start
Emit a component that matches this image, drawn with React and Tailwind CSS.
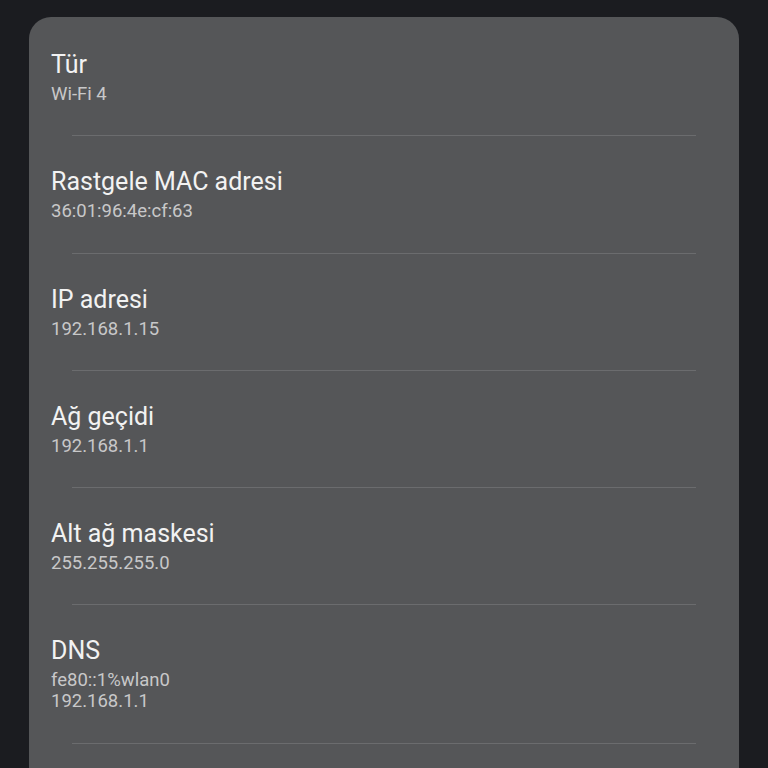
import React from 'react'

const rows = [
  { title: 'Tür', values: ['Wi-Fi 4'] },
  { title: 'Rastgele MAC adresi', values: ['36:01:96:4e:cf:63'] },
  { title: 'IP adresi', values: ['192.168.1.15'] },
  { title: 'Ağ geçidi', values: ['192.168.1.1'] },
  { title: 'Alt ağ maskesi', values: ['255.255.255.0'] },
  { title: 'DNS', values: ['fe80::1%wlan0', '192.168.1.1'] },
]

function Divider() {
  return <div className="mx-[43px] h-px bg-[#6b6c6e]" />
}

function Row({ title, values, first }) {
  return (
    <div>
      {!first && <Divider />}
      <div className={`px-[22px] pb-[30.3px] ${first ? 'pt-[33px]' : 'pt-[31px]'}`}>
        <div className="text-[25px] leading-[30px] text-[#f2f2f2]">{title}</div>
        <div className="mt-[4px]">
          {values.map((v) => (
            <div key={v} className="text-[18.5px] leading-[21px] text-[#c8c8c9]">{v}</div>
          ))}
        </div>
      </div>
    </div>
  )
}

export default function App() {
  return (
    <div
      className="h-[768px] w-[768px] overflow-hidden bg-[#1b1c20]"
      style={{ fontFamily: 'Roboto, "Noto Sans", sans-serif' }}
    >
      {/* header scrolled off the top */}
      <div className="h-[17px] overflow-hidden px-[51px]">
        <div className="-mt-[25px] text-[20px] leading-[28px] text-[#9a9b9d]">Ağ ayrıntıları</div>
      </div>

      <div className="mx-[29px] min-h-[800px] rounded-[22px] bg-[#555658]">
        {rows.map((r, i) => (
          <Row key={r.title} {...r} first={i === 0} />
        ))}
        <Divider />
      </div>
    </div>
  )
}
end
## [Your task]
Write out the listing above again, exactly, but with no pictures in the copy.

## [Response for this exercise]
Emit a component that matches this image, drawn with React and Tailwind CSS.
import React from 'react'

const rows = [
  { title: 'Tür', values: ['Wi-Fi 4'] },
  { title: 'Rastgele MAC adresi', values: ['36:01:96:4e:cf:63'] },
  { title: 'IP adresi', values: ['192.168.1.15'] },
  { title: 'Ağ geçidi', values: ['192.168.1.1'] },
  { title: 'Alt ağ maskesi', values: ['255.255.255.0'] },
  { title: 'DNS', values: ['fe80::1%wlan0', '192.168.1.1'] },
]

function Divider() {
  return <div className="mx-[43px] h-px bg-[#6b6c6e]" />
}

function Row({ title, values, first }) {
  return (
    <div>
      {!first && <Divider />}
      <div className={`px-[22px] pb-[30.3px] ${first ? 'pt-[33px]' : 'pt-[31px]'}`}>
        <div className="text-[25px] leading-[30px] text-[#f2f2f2]">{title}</div>
        <div className="mt-[4px]">
          {values.map((v) => (
            <div key={v} className="text-[18.5px] leading-[21px] text-[#c8c8c9]">{v}</div>
          ))}
        </div>
      </div>
    </div>
  )
}

export default function App() {
  return (
    <div
      className="h-[768px] w-[768px] overflow-hidden bg-[#1b1c20]"
      style={{ fontFamily: 'Roboto, "Noto Sans", sans-serif' }}
    >
      {/* header scrolled off the top */}
      <div className="h-[17px] overflow-hidden px-[51px]">
        <div className="-mt-[25px] text-[20px] leading-[28px] text-[#9a9b9d]">Ağ ayrıntıları</div>
      </div>

      <div className="mx-[29px] min-h-[800px] rounded-[22px] bg-[#555658]">
        {rows.map((r, i) => (
          <Row key={r.title} {...r} first={i === 0} />
        ))}
        <Divider />
      </div>
    </div>
  )
}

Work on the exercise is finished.